Often during her testimony, Chauncie said she could not remember details of Lindsay's paying bills on her behalf, giving her money or deeding her property. She also did not recall basic information about her business, such as how many garments she sold or how much they cost. Another juror, Ben Provo, a pipe fitter from West Los Angeles, said that was what turned the tide against Chauncie: "her not remembering."

Howard, son of Lindsay's late wife, Theresa, became conservator over Lindsay's estate just weeks before the councilman's death. That same month, he filed a suit against Chauncie on behalf of the estate, claiming that she had manipulated Lindsay's "failing health, old age and senility" to her financial benefit, gaining more than half of his estimated $400,000 estate.

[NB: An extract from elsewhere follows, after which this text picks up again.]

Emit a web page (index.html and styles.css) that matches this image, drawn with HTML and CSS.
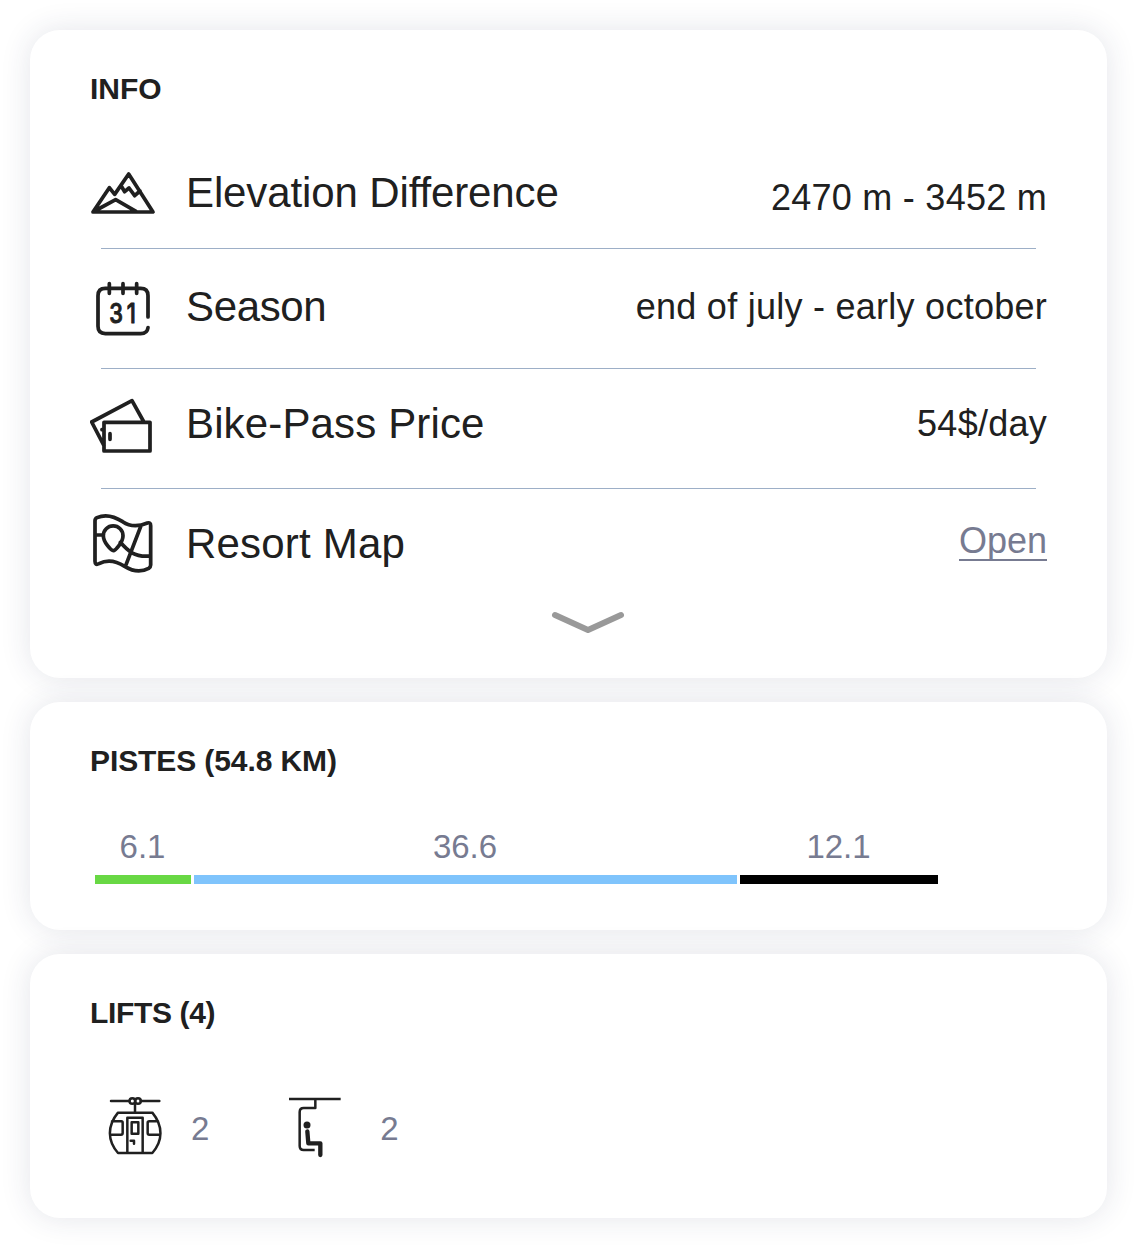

Chauncie claimed she had never asked for anything. Lindsay voluntarily gave her land and showered her with gifts that included three fur coats and a three-carat diamond ring, she testified. She portrayed herself as a loving and inseparable companion during a relationship that involved no sexual intercourse. She did not even allow Lindsay to kiss her on the mouth, she testified, but "he snuck and did it anyway."

Others testified that she was not loving but often harsh and that after Lindsay became incontinent she would not let him ride next to her in his own car, making the councilman sit up front with his city driver. During the trial, Chauncie said she was engaged to Lindsay, but a 46-year-old exterminator testified that he was engaged to her too.

Juror Doris Callicotte, who disagreed with the majority, said she had been bothered by alleged discrepancies in the testimony. "You had people on one hand saying the man was capable and others saying he had good days and bad days," she said. "What in essence they (the plaintiffs) were saying was he had his bad days on Chauncie's days and good days on their days."

Still unsolved is the ownership of the house at 780 E. 52nd Place. Howard's lawsuit delayed an attempt by Chauncie to evict an elderly disabled couple from the house, which the councilman had given Chauncie. But in his will, Lindsay left the home to Howard. Judge Bennett will rule on who owns the house on Friday.